Hepatitis B is caused by a DNA virus that is often parenterally transmitted. It causes typical symptoms of viral hepatitis, including anorexia, malaise, and jaundice. Fulminant hepatitis and death may occur. Chronic infection can lead to cirrhosis and/or hepatocellular carcinoma. Diagnosis is by serologic testing. Treatment is supportive. Vaccination is protective and postexposure use of hepatitis B immune globulin may prevent or attenuate clinical disease.
(See also Causes of Hepatitis, Overview of Acute Viral Hepatitis, and Chronic Hepatitis B.)

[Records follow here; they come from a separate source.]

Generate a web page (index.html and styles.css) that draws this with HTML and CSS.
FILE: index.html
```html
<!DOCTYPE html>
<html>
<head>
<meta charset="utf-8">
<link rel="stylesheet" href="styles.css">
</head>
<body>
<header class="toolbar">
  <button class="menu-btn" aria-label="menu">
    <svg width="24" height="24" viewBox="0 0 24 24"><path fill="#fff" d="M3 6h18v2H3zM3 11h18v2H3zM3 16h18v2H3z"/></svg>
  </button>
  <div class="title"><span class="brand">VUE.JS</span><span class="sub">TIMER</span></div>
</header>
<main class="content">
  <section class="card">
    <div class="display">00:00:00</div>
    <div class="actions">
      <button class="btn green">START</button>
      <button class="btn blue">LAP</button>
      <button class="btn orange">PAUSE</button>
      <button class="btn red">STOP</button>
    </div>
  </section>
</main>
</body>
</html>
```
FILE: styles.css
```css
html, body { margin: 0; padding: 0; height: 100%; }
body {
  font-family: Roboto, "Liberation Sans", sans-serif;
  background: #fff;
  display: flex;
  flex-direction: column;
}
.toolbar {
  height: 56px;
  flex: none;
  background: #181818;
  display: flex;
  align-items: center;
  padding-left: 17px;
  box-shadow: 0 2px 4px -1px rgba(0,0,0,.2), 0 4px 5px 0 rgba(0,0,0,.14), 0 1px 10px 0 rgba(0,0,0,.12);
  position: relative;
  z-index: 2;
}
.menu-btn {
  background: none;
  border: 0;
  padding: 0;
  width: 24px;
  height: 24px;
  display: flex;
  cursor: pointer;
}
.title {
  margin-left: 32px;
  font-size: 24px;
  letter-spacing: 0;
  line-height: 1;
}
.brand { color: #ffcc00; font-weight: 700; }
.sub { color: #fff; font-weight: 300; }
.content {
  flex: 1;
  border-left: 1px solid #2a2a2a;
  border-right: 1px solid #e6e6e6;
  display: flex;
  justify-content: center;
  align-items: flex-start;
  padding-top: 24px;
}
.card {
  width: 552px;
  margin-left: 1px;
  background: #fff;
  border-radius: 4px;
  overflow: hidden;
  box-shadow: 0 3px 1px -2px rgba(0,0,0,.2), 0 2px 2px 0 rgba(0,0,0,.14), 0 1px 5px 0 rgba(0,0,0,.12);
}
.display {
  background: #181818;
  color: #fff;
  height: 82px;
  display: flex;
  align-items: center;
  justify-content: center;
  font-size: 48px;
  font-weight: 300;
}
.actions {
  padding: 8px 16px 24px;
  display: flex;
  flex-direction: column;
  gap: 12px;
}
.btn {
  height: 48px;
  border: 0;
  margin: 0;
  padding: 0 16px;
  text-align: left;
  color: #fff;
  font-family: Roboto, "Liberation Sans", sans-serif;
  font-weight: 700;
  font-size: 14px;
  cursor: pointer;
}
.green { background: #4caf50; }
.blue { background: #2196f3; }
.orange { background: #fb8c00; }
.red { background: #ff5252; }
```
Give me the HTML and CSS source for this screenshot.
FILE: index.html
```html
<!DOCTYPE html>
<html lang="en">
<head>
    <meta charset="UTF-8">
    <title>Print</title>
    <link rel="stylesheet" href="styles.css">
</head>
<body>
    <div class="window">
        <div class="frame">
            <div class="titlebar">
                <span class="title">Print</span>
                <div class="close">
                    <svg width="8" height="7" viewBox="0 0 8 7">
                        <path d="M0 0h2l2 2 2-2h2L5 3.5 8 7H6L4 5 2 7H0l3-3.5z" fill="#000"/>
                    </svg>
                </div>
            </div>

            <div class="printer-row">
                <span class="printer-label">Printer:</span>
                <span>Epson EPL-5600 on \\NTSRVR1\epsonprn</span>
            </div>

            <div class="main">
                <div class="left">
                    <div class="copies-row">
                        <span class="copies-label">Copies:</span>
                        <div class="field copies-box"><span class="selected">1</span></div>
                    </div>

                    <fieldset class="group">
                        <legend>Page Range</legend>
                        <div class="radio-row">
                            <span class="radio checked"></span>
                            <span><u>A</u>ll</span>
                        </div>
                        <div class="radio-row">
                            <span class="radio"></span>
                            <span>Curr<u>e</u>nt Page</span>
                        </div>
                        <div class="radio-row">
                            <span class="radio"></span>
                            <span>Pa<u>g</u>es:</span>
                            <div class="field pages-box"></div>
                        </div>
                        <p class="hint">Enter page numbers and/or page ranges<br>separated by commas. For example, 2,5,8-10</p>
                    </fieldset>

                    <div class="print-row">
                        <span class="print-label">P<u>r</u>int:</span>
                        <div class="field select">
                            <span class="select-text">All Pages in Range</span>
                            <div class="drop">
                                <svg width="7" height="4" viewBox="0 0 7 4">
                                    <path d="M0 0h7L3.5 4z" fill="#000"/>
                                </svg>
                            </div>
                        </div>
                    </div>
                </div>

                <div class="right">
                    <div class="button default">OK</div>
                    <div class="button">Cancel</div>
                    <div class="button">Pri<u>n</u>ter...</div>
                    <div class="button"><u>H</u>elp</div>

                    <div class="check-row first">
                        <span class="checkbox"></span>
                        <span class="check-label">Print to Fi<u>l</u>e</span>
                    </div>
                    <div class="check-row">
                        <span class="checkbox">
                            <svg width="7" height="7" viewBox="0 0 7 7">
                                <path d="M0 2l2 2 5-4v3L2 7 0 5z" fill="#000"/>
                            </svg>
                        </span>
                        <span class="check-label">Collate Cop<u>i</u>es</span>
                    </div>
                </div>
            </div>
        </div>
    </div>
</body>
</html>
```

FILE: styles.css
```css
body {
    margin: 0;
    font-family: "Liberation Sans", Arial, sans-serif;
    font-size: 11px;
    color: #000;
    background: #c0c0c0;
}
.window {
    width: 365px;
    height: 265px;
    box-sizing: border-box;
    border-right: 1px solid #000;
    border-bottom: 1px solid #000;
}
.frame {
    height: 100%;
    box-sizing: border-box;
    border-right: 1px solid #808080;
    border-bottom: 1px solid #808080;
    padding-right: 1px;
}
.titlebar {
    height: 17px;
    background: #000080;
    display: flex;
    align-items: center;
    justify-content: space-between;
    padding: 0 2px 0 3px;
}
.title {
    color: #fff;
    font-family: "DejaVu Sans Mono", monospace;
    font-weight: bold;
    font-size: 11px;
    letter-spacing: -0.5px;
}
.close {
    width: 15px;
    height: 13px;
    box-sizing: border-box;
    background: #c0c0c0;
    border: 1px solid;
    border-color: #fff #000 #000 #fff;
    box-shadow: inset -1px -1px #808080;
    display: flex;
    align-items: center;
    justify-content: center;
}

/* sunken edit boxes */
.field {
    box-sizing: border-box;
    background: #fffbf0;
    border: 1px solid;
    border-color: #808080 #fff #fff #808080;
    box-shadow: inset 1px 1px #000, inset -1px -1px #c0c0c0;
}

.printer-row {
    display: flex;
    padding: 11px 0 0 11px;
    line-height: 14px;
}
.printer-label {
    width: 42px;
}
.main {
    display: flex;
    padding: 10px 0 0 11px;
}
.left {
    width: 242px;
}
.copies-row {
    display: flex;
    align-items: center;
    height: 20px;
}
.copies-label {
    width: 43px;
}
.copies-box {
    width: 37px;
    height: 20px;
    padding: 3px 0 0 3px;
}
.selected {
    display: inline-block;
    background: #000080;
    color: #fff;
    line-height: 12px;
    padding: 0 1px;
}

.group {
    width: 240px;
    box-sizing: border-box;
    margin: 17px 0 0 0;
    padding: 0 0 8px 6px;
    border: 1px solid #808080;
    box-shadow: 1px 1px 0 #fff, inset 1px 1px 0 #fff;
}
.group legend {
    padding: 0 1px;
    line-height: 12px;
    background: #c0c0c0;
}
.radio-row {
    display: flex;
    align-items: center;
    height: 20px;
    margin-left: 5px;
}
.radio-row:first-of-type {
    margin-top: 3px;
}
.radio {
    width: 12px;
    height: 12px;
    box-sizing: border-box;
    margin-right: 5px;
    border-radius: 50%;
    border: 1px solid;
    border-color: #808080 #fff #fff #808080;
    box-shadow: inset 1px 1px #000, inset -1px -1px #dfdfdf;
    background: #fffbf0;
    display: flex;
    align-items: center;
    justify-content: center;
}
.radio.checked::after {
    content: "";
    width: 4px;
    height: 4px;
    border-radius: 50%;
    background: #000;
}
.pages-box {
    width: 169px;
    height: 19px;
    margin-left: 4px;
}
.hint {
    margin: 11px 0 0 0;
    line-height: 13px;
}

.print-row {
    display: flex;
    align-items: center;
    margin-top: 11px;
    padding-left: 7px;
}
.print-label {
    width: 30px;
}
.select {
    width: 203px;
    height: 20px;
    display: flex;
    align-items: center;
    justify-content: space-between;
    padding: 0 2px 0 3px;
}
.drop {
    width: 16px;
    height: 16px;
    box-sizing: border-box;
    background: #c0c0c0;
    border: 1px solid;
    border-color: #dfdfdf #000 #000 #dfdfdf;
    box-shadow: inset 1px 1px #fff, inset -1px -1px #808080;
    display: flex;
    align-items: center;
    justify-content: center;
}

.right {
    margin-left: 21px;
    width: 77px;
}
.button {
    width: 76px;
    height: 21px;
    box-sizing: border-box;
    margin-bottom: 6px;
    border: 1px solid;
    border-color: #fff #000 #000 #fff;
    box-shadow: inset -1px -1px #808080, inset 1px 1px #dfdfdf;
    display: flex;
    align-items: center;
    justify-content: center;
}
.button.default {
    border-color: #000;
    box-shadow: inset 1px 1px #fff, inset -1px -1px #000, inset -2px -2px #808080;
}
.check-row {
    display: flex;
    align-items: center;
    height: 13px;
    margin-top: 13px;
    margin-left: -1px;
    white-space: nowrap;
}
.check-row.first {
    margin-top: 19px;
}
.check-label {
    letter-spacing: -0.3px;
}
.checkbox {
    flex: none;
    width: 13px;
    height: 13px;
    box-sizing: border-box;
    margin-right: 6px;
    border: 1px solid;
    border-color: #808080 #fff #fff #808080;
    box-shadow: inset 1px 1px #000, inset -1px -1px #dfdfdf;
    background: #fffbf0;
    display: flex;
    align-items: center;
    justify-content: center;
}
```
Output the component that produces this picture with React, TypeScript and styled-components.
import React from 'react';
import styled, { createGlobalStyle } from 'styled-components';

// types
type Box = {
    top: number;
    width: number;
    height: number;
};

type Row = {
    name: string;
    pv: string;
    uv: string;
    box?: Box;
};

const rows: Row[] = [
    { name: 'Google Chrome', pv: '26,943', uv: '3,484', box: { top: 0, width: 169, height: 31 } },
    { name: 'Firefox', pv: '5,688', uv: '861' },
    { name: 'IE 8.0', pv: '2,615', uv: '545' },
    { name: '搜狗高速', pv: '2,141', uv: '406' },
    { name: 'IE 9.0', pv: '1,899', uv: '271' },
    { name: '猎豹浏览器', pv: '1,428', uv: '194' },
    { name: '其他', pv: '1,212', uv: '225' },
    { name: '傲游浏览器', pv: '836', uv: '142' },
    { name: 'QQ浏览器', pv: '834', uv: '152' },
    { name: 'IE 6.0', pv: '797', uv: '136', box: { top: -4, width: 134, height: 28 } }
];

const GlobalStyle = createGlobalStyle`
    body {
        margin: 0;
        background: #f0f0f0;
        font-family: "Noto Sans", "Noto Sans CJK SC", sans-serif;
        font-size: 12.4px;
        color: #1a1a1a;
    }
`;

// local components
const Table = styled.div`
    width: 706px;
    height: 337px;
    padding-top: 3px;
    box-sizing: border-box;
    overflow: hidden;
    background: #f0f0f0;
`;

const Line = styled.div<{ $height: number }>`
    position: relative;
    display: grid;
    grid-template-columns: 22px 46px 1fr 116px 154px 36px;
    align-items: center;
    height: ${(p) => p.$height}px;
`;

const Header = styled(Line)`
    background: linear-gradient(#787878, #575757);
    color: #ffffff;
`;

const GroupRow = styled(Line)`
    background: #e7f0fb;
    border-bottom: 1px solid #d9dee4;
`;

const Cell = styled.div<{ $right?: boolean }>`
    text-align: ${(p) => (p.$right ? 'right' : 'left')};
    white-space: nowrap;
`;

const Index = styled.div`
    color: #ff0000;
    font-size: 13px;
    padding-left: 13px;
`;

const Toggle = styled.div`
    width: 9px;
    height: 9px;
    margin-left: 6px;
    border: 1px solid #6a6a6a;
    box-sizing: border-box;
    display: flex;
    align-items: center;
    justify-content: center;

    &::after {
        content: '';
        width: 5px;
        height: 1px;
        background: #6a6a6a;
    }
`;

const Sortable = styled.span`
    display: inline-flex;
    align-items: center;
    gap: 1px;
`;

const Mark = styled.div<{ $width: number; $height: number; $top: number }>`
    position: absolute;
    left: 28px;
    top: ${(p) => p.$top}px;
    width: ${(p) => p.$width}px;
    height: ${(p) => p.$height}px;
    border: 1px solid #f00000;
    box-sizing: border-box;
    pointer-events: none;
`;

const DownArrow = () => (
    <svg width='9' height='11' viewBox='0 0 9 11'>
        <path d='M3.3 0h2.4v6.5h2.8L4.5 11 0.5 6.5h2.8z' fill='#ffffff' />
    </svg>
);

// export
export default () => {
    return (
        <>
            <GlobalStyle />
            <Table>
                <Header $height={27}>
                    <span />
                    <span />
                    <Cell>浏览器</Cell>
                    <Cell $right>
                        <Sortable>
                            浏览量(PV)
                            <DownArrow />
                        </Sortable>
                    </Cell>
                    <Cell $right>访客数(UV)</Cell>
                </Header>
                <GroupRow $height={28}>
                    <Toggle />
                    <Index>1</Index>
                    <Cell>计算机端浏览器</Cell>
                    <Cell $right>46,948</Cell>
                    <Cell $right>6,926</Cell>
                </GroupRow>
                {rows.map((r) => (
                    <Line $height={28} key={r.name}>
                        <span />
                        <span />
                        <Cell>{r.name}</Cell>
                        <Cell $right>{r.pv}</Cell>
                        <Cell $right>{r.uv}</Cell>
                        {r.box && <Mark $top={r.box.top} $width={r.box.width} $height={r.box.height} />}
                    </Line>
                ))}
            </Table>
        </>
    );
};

Hepatitis B virus (HBV) is the most thoroughly characterized and complex hepatitis virus. The infective particle consists of a viral core plus an outer surface coat. The core contains circular double-stranded DNA and DNA polymerase, and it replicates within the nuclei of infected hepatocytes. A surface coat is added in the cytoplasm and, for unknown reasons, is produced in great excess.
HBV is the 2nd most common cause of acute viral hepatitis after hepatitis A. Prior unrecognized infection is common but is much less widespread than that with hepatitis A virus. In the US, 3218 cases of acute hepatitis B infection were reported in 2016—a decrease from the 25,000 annual cases reported before use of hepatitis B vaccine became widespread. However, because many cases are not recognized or not reported, the Centers for Disease Control and Prevention (CDC) estimates that the actual number of new infections was about 20,900 in 2016 (1).
HBV, for unknown reasons, is sometimes associated with several primarily extrahepatic disorders, including polyarteritis nodosa, other connective tissue diseases, membranous glomerulonephritis, and essential mixed cryoglobulinemia. The pathogenic role of HBV in these disorders is unclear, but autoimmune mechanisms are suggested.